No texto Operação Mani Pulitti, escrito em 2004, e que pode ser
lido como uma espécie de roteiro de trabalho da Lava Jato, Moro faz referência
a vários autores acadêmicos que se referem ao conceito de
"deslegitimação" dos políticos profissionais, como condição para o
sucesso de uma operação contra personalidades que são respeitadas pela
população. É aí que se refere ao trabalho de jornais e jornalistas.
Moro admite
que a punição de determinados agentes públicos é sempre difícil "pela
carga de prova exigida para alcançar a condenação em processo criminal."

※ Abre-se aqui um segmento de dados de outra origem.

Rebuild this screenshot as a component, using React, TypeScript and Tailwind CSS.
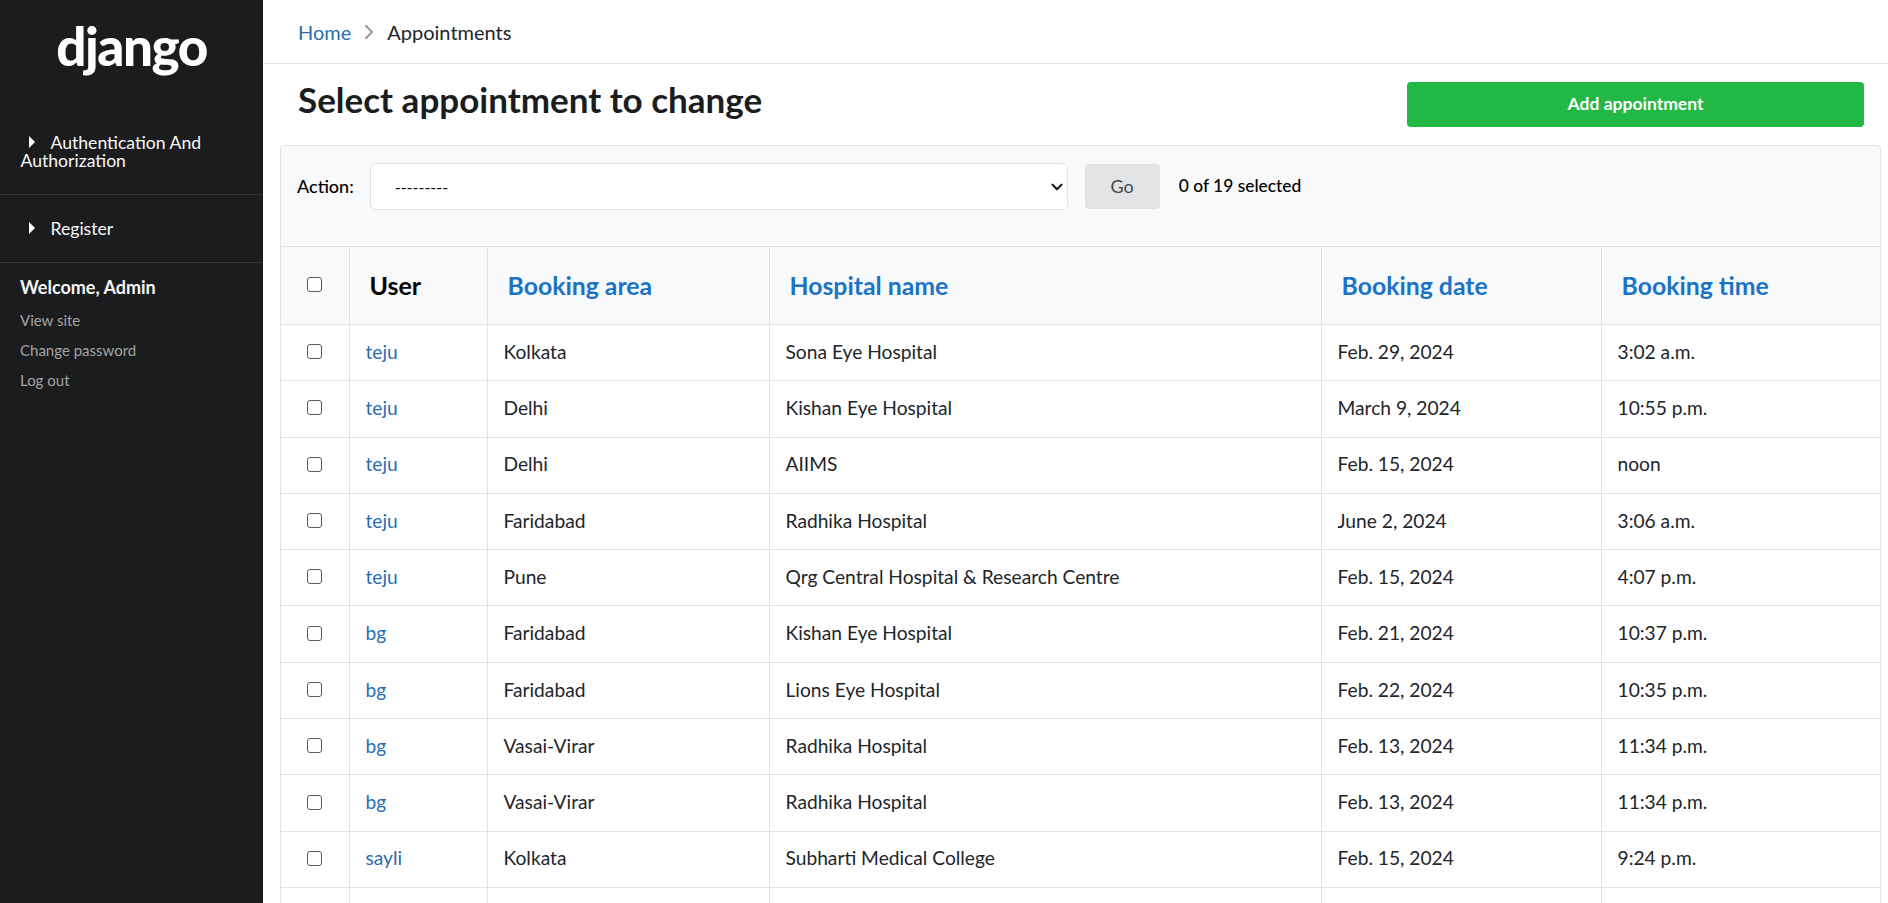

Neste contexto, chega a atribuir a mídia uma função punitiva que deveria ser
monopólio da Justiça. Escreve que a postura aliada de jornais e revistas podem
servir como um "salutar substitutivo" a punição judicial, pois têm
"condições melhores de impor alguma espécie de punição a agentes
corruptos, condenando-os ao ostracismo."
Num
comentário em que sublinha a importância de se manter boas relações com a
mídia, Moro se refere ao papel que os jornalistas podem assumir como
instrumento de pressão contra cidadãos mantidos sob o regime de prisão
preventiva, que cumpre um papel essencial nas investigações. Fala da
importância da "disseminação de informações sobre uma corrente de confissões
ocorrendo atrás das portas fechadas dos gabinetes de magistrados."